— begin —

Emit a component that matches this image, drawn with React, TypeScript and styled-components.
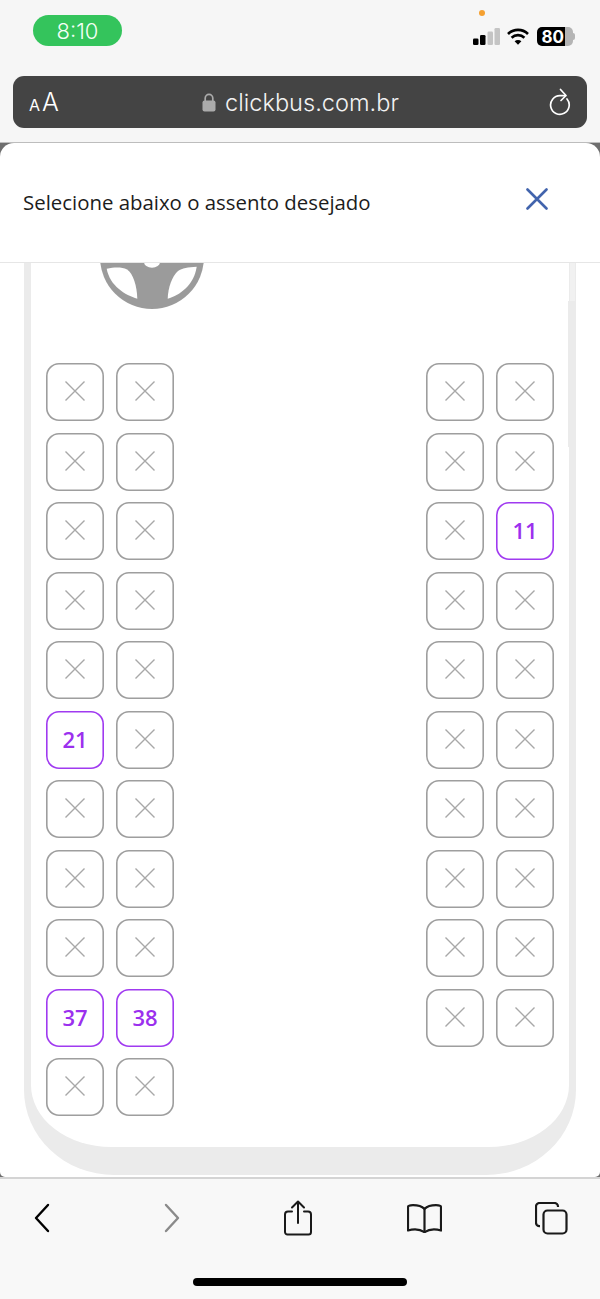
import React from 'react'
import styled, { createGlobalStyle } from 'styled-components'

const GlobalStyle = createGlobalStyle`
  html, body {
    margin: 0;
    padding: 0;
    background: #f6f6f6;
  }
  * {
    box-sizing: border-box;
  }
`

type SeatRow = [number | null, number | null]

const leftRows: SeatRow[] = [
  [null, null],
  [null, null],
  [null, null],
  [null, null],
  [null, null],
  [21, null],
  [null, null],
  [null, null],
  [null, null],
  [37, 38],
  [null, null],
]

const rightRows: SeatRow[] = [
  [null, null],
  [null, null],
  [null, 11],
  [null, null],
  [null, null],
  [null, null],
  [null, null],
  [null, null],
  [null, null],
  [null, null],
]

const Seat: React.FC<{ number: number | null }> = ({ number }) =>
  number === null ? (
    <SeatBox>
      <svg width='20' height='20' viewBox='0 0 20 20' fill='none' stroke='#a8a8a8' strokeWidth='1.4'>
        <path d='M0.500 0.500l19 19M19.500 0.500l-19 19' />
      </svg>
    </SeatBox>
  ) : (
    <SeatBox $free>{number}</SeatBox>
  )

const SeatColumn: React.FC<{ rows: SeatRow[] }> = ({ rows }) => (
  <Column>
    {rows.map((row, i) => (
      <Row key={i}>
        <Seat number={row[0]} />
        <Seat number={row[1]} />
      </Row>
    ))}
  </Column>
)

const App: React.FC = () => {
  return (
    <Phone>
      <GlobalStyle />
      <StatusBar>
        <TimePill>8:10</TimePill>
        <StatusIcons>
          <OrangeDot />
          <svg width='27' height='17' viewBox='0 0 27 17'>
            <rect x='0' y='10.500' width='5.500' height='6.500' rx='1.300' fill='#000' />
            <rect x='7' y='7' width='5.500' height='10' rx='1.300' fill='#000' />
            <rect x='14.500' y='3.500' width='5.500' height='13.500' rx='1.300' fill='#c4c4c4' />
            <rect x='21.500' y='0' width='5.500' height='17' rx='1.300' fill='#c4c4c4' />
          </svg>
          <svg width='22' height='17' viewBox='0 0 22 17' fill='none' stroke='#000' strokeWidth='2.600'>
            <path d='M1 6a14.200 14.200 0 0 1 20 0' />
            <path d='M4.600 9.700a9.200 9.200 0 0 1 12.800 0' />
            <path d='M11 16.800l-3.400-3.500a4.800 4.800 0 0 1 6.800 0z' fill='#000' stroke='none' />
          </svg>
          <Battery>
            <BatteryLevel>80</BatteryLevel>
            <BatteryRest />
            <BatteryCap />
          </Battery>
        </StatusIcons>
      </StatusBar>

      <AddressBar>
        <TextSize>
          <small>A</small>A
        </TextSize>
        <Url>
          <svg width='14' height='19' viewBox='0 0 14 19'>
            <path d='M3.200 8V5.200a3.800 3.800 0 0 1 7.600 0V8' fill='none' stroke='#ababab' strokeWidth='1.700' />
            <rect x='0.500' y='7.500' width='13' height='11' rx='2' fill='#ababab' />
          </svg>
          clickbus.com.br
        </Url>
        <ReloadSlot>
          <svg width='24' height='28' viewBox='0 0 24 28' fill='none' stroke='#fff' strokeWidth='1.700' strokeLinecap='round' strokeLinejoin='round'>
            <path d='M17.500 7.700H12A9.300 9.300 0 1 0 19 11' />
            <path d='M12.500 1.500l5.500 6-5 5' />
          </svg>
        </ReloadSlot>
      </AddressBar>

      <Viewport>
        <Sheet>
          <SheetHeader>
            <SheetTitle>Selecione abaixo o assento desejado</SheetTitle>
            <svg width='22' height='22' viewBox='0 0 22 22' fill='none' stroke='#4264ad' strokeWidth='2.600' strokeLinecap='round'>
              <path d='M1.500 1.500l19 19M20.500 1.500l-19 19' />
            </svg>
          </SheetHeader>
          <SheetBody>
            <BusShell>
              <BusInner>
                <WheelSlot>
                  <svg width='104' height='46' viewBox='100 262 104 46'>
                    <circle cx='152' cy='256' r='52' fill='#9b9b9b' />
                    <path d='M106.700 267.700C115 266 122 266 127 268.500C133 272 137 285 137.300 297.700C125 294 110 285 106.700 267.700Z' fill='#fff' />
                    <path d='M196.700 265.700C188 266 182 267 178 270C172 275 168 287 167.700 297.700C180 294 194 284 196.700 265.700Z' fill='#fff' />
                    <ellipse cx='152' cy='261' rx='8' ry='5.800' fill='#fff' />
                  </svg>
                </WheelSlot>
                <Cabin>
                  <SeatColumn rows={leftRows} />
                  <SeatColumn rows={rightRows} />
                </Cabin>
              </BusInner>
            </BusShell>
            <ThumbCap />
            <ScrollThumb />
          </SheetBody>
        </Sheet>
      </Viewport>

      <Toolbar>
        <ToolRow>
          <ToolSlot>
            <svg width='18' height='30' viewBox='0 0 18 30' fill='none' stroke='#000' strokeWidth='2.400' strokeLinecap='round' strokeLinejoin='round'>
              <path d='M15 2L3 15l12 13' />
            </svg>
          </ToolSlot>
          <ToolSlot $nudge={3}>
            <svg width='18' height='30' viewBox='0 0 18 30' fill='none' stroke='#8a8a8a' strokeWidth='2.400' strokeLinecap='round' strokeLinejoin='round'>
              <path d='M3 2l12 13L3 28' />
            </svg>
          </ToolSlot>
          <ToolSlot>
            <svg width='28' height='36' viewBox='0 0 28 36' fill='none' stroke='#1a1a1a' strokeWidth='2' strokeLinecap='round' strokeLinejoin='round'>
              <path d='M8 11.500H4a3 3 0 0 0-3 3V32a2.500 2.500 0 0 0 2.500 2.500h21A2.500 2.500 0 0 0 27 32V14.500a3 3 0 0 0-3-3h-4' />
              <path d='M14 23V1.500M8 7.500l6-6 6 6' />
            </svg>
          </ToolSlot>
          <ToolSlot>
            <svg width='35' height='29' viewBox='0 0 35 29' fill='none' stroke='#1a1a1a' strokeWidth='2.200' strokeLinecap='round' strokeLinejoin='round'>
              <path d='M17.500 5C15 2.500 11 1.200 6 1.200c-1.500 0-3 .2-4 .6C1.300 2 1 2.600 1 3.300V26.500c5.500-1.700 12-1.300 16.500 1.600C22 25.200 28.500 24.800 34 26.500V3.300c0-.7-.3-1.300-1-1.500-1-.4-2.500-.6-4-.6C24 1.200 20 2.500 17.500 5z' />
              <path d='M17.500 5v23' />
            </svg>
          </ToolSlot>
          <ToolSlot>
            <svg width='33' height='33' viewBox='0 0 33 33' fill='none' stroke='#1a1a1a' strokeWidth='2.200' strokeLinejoin='round'>
              <path d='M5 24.200H4.500a3.500 3.500 0 0 1-3.500-3.500V4.500A3.500 3.500 0 0 1 4.500 1h15A3.500 3.500 0 0 1 23 4.500v.5' />
              <rect x='8.500' y='8.500' width='23' height='23' rx='4' />
            </svg>
          </ToolSlot>
        </ToolRow>
        <HomeBar />
      </Toolbar>
    </Phone>
  )
}

const Phone = styled.div`
  display: flex;
  flex-direction: column;
  width: 600px;
  height: 1299px;
  overflow: hidden;
  background: #f6f6f6;
  font-family: 'Open Sans', sans-serif;
`

const StatusBar = styled.div`
  display: flex;
  justify-content: space-between;
  align-items: flex-start;
  height: 76px;
  padding: 15px 25px 0 33px;
`

const TimePill = styled.div`
  display: flex;
  align-items: center;
  justify-content: center;
  width: 89px;
  height: 31px;
  border-radius: 16px;
  background: #34c45c;
  color: #f4fff6;
  font-family: 'Inter', 'Liberation Sans', sans-serif;
  font-size: 22px;
  font-weight: 300;
`

const StatusIcons = styled.div`
  position: relative;
  display: flex;
  align-items: center;
  gap: 7px;
  margin-top: 12px;
`

const OrangeDot = styled.span`
  position: absolute;
  top: -17px;
  left: 6px;
  width: 6px;
  height: 6px;
  border-radius: 50%;
  background: #f5a030;
`

const Battery = styled.div`
  position: relative;
  display: flex;
  width: 38px;
  height: 19px;
  margin-left: 1px;
`

const BatteryLevel = styled.span`
  display: flex;
  align-items: center;
  justify-content: flex-end;
  width: 28px;
  padding-right: 1px;
  border-radius: 5px 0 0 5px;
  background: #000;
  color: #fff;
  font-family: 'Inter', 'Liberation Sans', sans-serif;
  font-size: 17px;
  font-weight: 700;
`

const BatteryRest = styled.span`
  width: 8px;
  border-radius: 0 5px 5px 0;
  background: #b4b4b4;
`

const BatteryCap = styled.span`
  position: absolute;
  top: 6px;
  right: 0;
  width: 2px;
  height: 7px;
  border-radius: 0 2px 2px 0;
  background: #b4b4b4;
`

const AddressBar = styled.div`
  display: flex;
  align-items: center;
  width: 574px;
  height: 52px;
  margin-left: 13px;
  padding: 0 15px;
  border-radius: 11px;
  background: #444444;
  color: #fff;
  font-family: 'Inter', 'Liberation Sans', sans-serif;
`

const TextSize = styled.div`
  flex: 1;
  padding-left: 1px;
  font-size: 25px;
  font-weight: 300;

  small {
    margin-right: 2px;
    font-size: 16px;
    font-weight: 400;
  }
`

const Url = styled.div`
  display: flex;
  align-items: center;
  gap: 9px;
  color: #f2f2f2;
  font-size: 23.6px;
  font-weight: 300;
`

const ReloadSlot = styled.div`
  display: flex;
  flex: 1;
  justify-content: flex-end;
`

const Viewport = styled.div`
  flex: 1;
  margin-top: 14px;
  border-top: 1px solid #bdbdbd;
  background: #6e6e6e;
  min-height: 0;
`

const Sheet = styled.div`
  display: flex;
  flex-direction: column;
  height: 100%;
  overflow: hidden;
  border-radius: 14px 14px 5px 5px;
  background: #fff;
`

const SheetHeader = styled.div`
  display: flex;
  align-items: center;
  justify-content: space-between;
  flex: none;
  height: 120px;
  padding: 0 52px 8px 23px;
  border-bottom: 1px solid #e6e6e6;
`

const SheetTitle = styled.div`
  margin-top: 7px;
  color: #1c1c1c;
  font-size: 20.4px;
`

const SheetBody = styled.div`
  position: relative;
  flex: 1;
  min-height: 0;
  padding: 0 24px 2px;
`

const BusShell = styled.div`
  height: 100%;
  padding: 0 7px 28px;
  border-radius: 0 0 90px 90px / 0 0 85px 85px;
  background: #ebebeb;
`

const BusInner = styled.div`
  height: 100%;
  padding: 0 15px;
  border-radius: 0 0 80px 80px / 0 0 62px 62px;
  background: #fff;
`

const WheelSlot = styled.div`
  display: flex;
  height: 100px;
  padding-left: 54px;

  svg {
    display: block;
  }
`

const Cabin = styled.div`
  display: flex;
  justify-content: space-between;
`

const Column = styled.div`
  display: flex;
  flex-direction: column;
  gap: 11.5px;
`

const Row = styled.div`
  display: flex;
  gap: 12px;
`

// inset ring instead of a border so the outline can sit between 1px and 2px
const SeatBox = styled.div<{ $free?: boolean }>`
  display: flex;
  align-items: center;
  justify-content: center;
  width: 58px;
  height: 58px;
  padding-bottom: 2px;
  border-radius: 13px;
  box-shadow: inset 0 0 0 1.6px ${({ $free }) => ($free ? '#a03af0' : '#9e9e9e')};
  color: #9b30ee;
  font-size: 22px;
  font-weight: 600;
`

// lighter stub of the scroll indicator above its solid part
const ThumbCap = styled.div`
  position: absolute;
  top: 0;
  right: 25px;
  width: 5px;
  height: 38px;
  background: #f1f1f1;
`

const ScrollThumb = styled.div`
  position: absolute;
  top: 38px;
  right: 24px;
  width: 8px;
  height: 146px;
  background: #ebebeb;
`

const Toolbar = styled.div`
  display: flex;
  flex-direction: column;
  align-items: center;
  flex: none;
  height: 122px;
  border-top: 2px solid #d4d4d4;
  background: #f8f8f8;
`

const ToolRow = styled.div`
  display: flex;
  align-items: center;
  justify-content: space-between;
  width: 100%;
  height: 78px;
  padding: 0 29px 0 22px;
`

const ToolSlot = styled.div<{ $nudge?: number }>`
  display: flex;
  justify-content: center;
  width: 40px;
  margin-left: ${({ $nudge }) => $nudge ?? 0}px;
`

const HomeBar = styled.div`
  width: 214px;
  height: 8px;
  margin-top: 21px;
  border-radius: 4px;
  background: #000;
`

export default App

— end —

#### EXERCISE TASK
Copy every line above in which the string "components" shows up.

#### SOLUTION TO THE PROBLEM
Emit a component that matches this image, drawn with React, TypeScript and styled-components.
import styled, { createGlobalStyle } from 'styled-components'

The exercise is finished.